begin Data segment
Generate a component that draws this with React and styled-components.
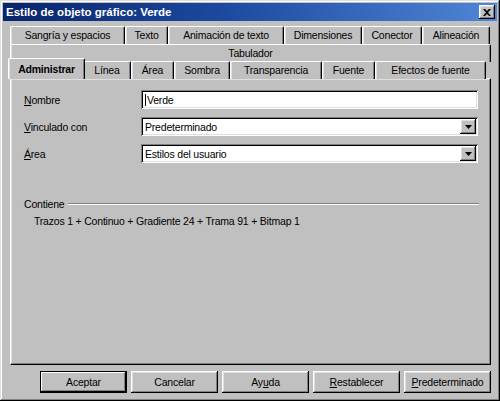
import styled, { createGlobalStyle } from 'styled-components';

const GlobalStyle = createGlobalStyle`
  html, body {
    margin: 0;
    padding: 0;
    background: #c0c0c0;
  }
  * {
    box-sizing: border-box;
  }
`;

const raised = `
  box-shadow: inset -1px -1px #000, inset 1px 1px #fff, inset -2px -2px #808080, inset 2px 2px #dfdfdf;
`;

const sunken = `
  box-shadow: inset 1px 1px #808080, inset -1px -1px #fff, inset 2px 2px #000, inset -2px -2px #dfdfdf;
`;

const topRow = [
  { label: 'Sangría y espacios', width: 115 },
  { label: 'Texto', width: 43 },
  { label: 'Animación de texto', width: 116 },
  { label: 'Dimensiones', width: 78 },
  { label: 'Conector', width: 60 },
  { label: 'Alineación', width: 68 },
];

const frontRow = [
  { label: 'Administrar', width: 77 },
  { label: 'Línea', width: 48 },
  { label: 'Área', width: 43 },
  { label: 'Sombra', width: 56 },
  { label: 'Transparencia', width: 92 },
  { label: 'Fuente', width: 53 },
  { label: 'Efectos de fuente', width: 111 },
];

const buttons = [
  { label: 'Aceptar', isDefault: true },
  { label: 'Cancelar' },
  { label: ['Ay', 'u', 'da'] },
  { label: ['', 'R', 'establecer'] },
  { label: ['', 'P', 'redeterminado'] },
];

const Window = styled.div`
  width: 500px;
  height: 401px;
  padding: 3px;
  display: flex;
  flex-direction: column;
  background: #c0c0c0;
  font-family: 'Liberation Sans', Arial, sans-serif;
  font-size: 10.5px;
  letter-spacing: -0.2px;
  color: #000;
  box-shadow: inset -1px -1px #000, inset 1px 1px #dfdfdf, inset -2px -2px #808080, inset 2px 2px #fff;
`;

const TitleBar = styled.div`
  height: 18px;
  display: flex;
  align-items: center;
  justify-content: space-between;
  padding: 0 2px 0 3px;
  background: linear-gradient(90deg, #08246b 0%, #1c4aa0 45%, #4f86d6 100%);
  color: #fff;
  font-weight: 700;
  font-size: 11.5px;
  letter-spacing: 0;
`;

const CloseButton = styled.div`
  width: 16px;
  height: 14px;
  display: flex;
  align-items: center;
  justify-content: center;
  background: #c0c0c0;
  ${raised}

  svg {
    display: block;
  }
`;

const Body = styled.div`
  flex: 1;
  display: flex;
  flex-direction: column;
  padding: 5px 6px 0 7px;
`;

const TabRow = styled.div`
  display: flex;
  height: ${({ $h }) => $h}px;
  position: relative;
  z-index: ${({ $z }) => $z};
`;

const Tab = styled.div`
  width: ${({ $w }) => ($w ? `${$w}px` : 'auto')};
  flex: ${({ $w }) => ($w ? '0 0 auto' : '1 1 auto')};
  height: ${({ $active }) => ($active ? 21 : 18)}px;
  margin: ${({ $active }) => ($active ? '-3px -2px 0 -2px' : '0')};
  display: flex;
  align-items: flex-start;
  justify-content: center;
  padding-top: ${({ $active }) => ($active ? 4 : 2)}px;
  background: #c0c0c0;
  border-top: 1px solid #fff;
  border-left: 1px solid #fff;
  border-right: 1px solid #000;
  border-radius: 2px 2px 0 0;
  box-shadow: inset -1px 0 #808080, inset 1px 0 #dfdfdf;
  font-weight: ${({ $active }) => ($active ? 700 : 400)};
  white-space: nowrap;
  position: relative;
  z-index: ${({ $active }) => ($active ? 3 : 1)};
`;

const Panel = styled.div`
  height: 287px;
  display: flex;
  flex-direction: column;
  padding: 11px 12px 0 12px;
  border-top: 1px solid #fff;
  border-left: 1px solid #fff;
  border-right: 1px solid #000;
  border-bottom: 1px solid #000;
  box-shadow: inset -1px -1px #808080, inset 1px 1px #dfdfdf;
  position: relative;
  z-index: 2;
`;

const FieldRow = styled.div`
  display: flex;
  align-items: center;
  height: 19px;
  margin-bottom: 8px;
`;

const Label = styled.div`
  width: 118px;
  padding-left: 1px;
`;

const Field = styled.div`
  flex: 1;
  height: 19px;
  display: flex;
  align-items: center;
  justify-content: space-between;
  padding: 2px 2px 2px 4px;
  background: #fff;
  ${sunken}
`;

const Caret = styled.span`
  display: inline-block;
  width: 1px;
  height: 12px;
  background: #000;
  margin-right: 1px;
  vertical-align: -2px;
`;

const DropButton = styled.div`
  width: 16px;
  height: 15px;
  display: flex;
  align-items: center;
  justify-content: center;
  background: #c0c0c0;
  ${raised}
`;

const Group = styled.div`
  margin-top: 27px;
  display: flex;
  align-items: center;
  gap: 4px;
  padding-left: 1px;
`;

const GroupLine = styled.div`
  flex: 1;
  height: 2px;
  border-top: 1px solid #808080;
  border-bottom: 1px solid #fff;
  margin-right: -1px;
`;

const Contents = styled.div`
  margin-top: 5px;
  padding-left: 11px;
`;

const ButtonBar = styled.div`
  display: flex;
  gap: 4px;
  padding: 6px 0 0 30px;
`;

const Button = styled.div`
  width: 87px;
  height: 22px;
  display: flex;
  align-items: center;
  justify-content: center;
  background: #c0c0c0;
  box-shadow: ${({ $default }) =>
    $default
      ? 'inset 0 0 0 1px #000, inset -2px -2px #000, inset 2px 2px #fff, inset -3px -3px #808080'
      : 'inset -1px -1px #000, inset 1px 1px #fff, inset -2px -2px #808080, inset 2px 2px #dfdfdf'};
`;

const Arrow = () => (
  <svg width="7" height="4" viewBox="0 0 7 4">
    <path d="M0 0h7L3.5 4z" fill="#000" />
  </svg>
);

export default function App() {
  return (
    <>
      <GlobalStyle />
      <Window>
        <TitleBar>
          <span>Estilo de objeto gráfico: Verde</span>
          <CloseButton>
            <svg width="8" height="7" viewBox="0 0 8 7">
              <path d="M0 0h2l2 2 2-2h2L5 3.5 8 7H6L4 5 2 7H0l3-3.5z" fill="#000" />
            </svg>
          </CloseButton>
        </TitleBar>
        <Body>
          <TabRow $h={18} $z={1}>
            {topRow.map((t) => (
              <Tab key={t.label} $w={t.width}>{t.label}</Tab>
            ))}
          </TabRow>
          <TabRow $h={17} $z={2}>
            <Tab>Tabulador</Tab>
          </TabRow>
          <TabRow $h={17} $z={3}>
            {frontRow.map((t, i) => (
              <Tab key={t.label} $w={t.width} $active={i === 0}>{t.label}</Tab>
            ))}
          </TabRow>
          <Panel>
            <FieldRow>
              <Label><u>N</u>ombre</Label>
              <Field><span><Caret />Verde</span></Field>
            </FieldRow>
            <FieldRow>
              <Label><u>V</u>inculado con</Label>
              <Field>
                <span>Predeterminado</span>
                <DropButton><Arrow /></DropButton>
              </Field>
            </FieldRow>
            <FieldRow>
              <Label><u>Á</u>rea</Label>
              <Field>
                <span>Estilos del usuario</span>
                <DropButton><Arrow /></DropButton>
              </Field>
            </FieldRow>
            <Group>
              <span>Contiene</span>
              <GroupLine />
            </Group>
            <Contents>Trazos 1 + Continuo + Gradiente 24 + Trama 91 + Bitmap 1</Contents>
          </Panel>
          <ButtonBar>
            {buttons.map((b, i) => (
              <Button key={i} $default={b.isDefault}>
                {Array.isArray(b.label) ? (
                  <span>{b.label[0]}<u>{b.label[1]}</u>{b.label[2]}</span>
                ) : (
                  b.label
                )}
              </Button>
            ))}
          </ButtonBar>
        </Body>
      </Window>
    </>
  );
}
end Data segment
Exercise aim: Omit every picture, then repeat the remaining data exactly as it appears above.

Solution to the exercise:
Generate a component that draws this with React and styled-components.
import styled, { createGlobalStyle } from 'styled-components';

const GlobalStyle = createGlobalStyle`
  html, body {
    margin: 0;
    padding: 0;
    background: #c0c0c0;
  }
  * {
    box-sizing: border-box;
  }
`;

const raised = `
  box-shadow: inset -1px -1px #000, inset 1px 1px #fff, inset -2px -2px #808080, inset 2px 2px #dfdfdf;
`;

const sunken = `
  box-shadow: inset 1px 1px #808080, inset -1px -1px #fff, inset 2px 2px #000, inset -2px -2px #dfdfdf;
`;

const topRow = [
  { label: 'Sangría y espacios', width: 115 },
  { label: 'Texto', width: 43 },
  { label: 'Animación de texto', width: 116 },
  { label: 'Dimensiones', width: 78 },
  { label: 'Conector', width: 60 },
  { label: 'Alineación', width: 68 },
];

const frontRow = [
  { label: 'Administrar', width: 77 },
  { label: 'Línea', width: 48 },
  { label: 'Área', width: 43 },
  { label: 'Sombra', width: 56 },
  { label: 'Transparencia', width: 92 },
  { label: 'Fuente', width: 53 },
  { label: 'Efectos de fuente', width: 111 },
];

const buttons = [
  { label: 'Aceptar', isDefault: true },
  { label: 'Cancelar' },
  { label: ['Ay', 'u', 'da'] },
  { label: ['', 'R', 'establecer'] },
  { label: ['', 'P', 'redeterminado'] },
];

const Window = styled.div`
  width: 500px;
  height: 401px;
  padding: 3px;
  display: flex;
  flex-direction: column;
  background: #c0c0c0;
  font-family: 'Liberation Sans', Arial, sans-serif;
  font-size: 10.5px;
  letter-spacing: -0.2px;
  color: #000;
  box-shadow: inset -1px -1px #000, inset 1px 1px #dfdfdf, inset -2px -2px #808080, inset 2px 2px #fff;
`;

const TitleBar = styled.div`
  height: 18px;
  display: flex;
  align-items: center;
  justify-content: space-between;
  padding: 0 2px 0 3px;
  background: linear-gradient(90deg, #08246b 0%, #1c4aa0 45%, #4f86d6 100%);
  color: #fff;
  font-weight: 700;
  font-size: 11.5px;
  letter-spacing: 0;
`;

const CloseButton = styled.div`
  width: 16px;
  height: 14px;
  display: flex;
  align-items: center;
  justify-content: center;
  background: #c0c0c0;
  ${raised}

  svg {
    display: block;
  }
`;

const Body = styled.div`
  flex: 1;
  display: flex;
  flex-direction: column;
  padding: 5px 6px 0 7px;
`;

const TabRow = styled.div`
  display: flex;
  height: ${({ $h }) => $h}px;
  position: relative;
  z-index: ${({ $z }) => $z};
`;

const Tab = styled.div`
  width: ${({ $w }) => ($w ? `${$w}px` : 'auto')};
  flex: ${({ $w }) => ($w ? '0 0 auto' : '1 1 auto')};
  height: ${({ $active }) => ($active ? 21 : 18)}px;
  margin: ${({ $active }) => ($active ? '-3px -2px 0 -2px' : '0')};
  display: flex;
  align-items: flex-start;
  justify-content: center;
  padding-top: ${({ $active }) => ($active ? 4 : 2)}px;
  background: #c0c0c0;
  border-top: 1px solid #fff;
  border-left: 1px solid #fff;
  border-right: 1px solid #000;
  border-radius: 2px 2px 0 0;
  box-shadow: inset -1px 0 #808080, inset 1px 0 #dfdfdf;
  font-weight: ${({ $active }) => ($active ? 700 : 400)};
  white-space: nowrap;
  position: relative;
  z-index: ${({ $active }) => ($active ? 3 : 1)};
`;

const Panel = styled.div`
  height: 287px;
  display: flex;
  flex-direction: column;
  padding: 11px 12px 0 12px;
  border-top: 1px solid #fff;
  border-left: 1px solid #fff;
  border-right: 1px solid #000;
  border-bottom: 1px solid #000;
  box-shadow: inset -1px -1px #808080, inset 1px 1px #dfdfdf;
  position: relative;
  z-index: 2;
`;

const FieldRow = styled.div`
  display: flex;
  align-items: center;
  height: 19px;
  margin-bottom: 8px;
`;

const Label = styled.div`
  width: 118px;
  padding-left: 1px;
`;

const Field = styled.div`
  flex: 1;
  height: 19px;
  display: flex;
  align-items: center;
  justify-content: space-between;
  padding: 2px 2px 2px 4px;
  background: #fff;
  ${sunken}
`;

const Caret = styled.span`
  display: inline-block;
  width: 1px;
  height: 12px;
  background: #000;
  margin-right: 1px;
  vertical-align: -2px;
`;

const DropButton = styled.div`
  width: 16px;
  height: 15px;
  display: flex;
  align-items: center;
  justify-content: center;
  background: #c0c0c0;
  ${raised}
`;

const Group = styled.div`
  margin-top: 27px;
  display: flex;
  align-items: center;
  gap: 4px;
  padding-left: 1px;
`;

const GroupLine = styled.div`
  flex: 1;
  height: 2px;
  border-top: 1px solid #808080;
  border-bottom: 1px solid #fff;
  margin-right: -1px;
`;

const Contents = styled.div`
  margin-top: 5px;
  padding-left: 11px;
`;

const ButtonBar = styled.div`
  display: flex;
  gap: 4px;
  padding: 6px 0 0 30px;
`;

const Button = styled.div`
  width: 87px;
  height: 22px;
  display: flex;
  align-items: center;
  justify-content: center;
  background: #c0c0c0;
  box-shadow: ${({ $default }) =>
    $default
      ? 'inset 0 0 0 1px #000, inset -2px -2px #000, inset 2px 2px #fff, inset -3px -3px #808080'
      : 'inset -1px -1px #000, inset 1px 1px #fff, inset -2px -2px #808080, inset 2px 2px #dfdfdf'};
`;

const Arrow = () => (
  <svg width="7" height="4" viewBox="0 0 7 4">
    <path d="M0 0h7L3.5 4z" fill="#000" />
  </svg>
);

export default function App() {
  return (
    <>
      <GlobalStyle />
      <Window>
        <TitleBar>
          <span>Estilo de objeto gráfico: Verde</span>
          <CloseButton>
            <svg width="8" height="7" viewBox="0 0 8 7">
              <path d="M0 0h2l2 2 2-2h2L5 3.5 8 7H6L4 5 2 7H0l3-3.5z" fill="#000" />
            </svg>
          </CloseButton>
        </TitleBar>
        <Body>
          <TabRow $h={18} $z={1}>
            {topRow.map((t) => (
              <Tab key={t.label} $w={t.width}>{t.label}</Tab>
            ))}
          </TabRow>
          <TabRow $h={17} $z={2}>
            <Tab>Tabulador</Tab>
          </TabRow>
          <TabRow $h={17} $z={3}>
            {frontRow.map((t, i) => (
              <Tab key={t.label} $w={t.width} $active={i === 0}>{t.label}</Tab>
            ))}
          </TabRow>
          <Panel>
            <FieldRow>
              <Label><u>N</u>ombre</Label>
              <Field><span><Caret />Verde</span></Field>
            </FieldRow>
            <FieldRow>
              <Label><u>V</u>inculado con</Label>
              <Field>
                <span>Predeterminado</span>
                <DropButton><Arrow /></DropButton>
              </Field>
            </FieldRow>
            <FieldRow>
              <Label><u>Á</u>rea</Label>
              <Field>
                <span>Estilos del usuario</span>
                <DropButton><Arrow /></DropButton>
              </Field>
            </FieldRow>
            <Group>
              <span>Contiene</span>
              <GroupLine />
            </Group>
            <Contents>Trazos 1 + Continuo + Gradiente 24 + Trama 91 + Bitmap 1</Contents>
          </Panel>
          <ButtonBar>
            {buttons.map((b, i) => (
              <Button key={i} $default={b.isDefault}>
                {Array.isArray(b.label) ? (
                  <span>{b.label[0]}<u>{b.label[1]}</u>{b.label[2]}</span>
                ) : (
                  b.label
                )}
              </Button>
            ))}
          </ButtonBar>
        </Body>
      </Window>
    </>
  );
}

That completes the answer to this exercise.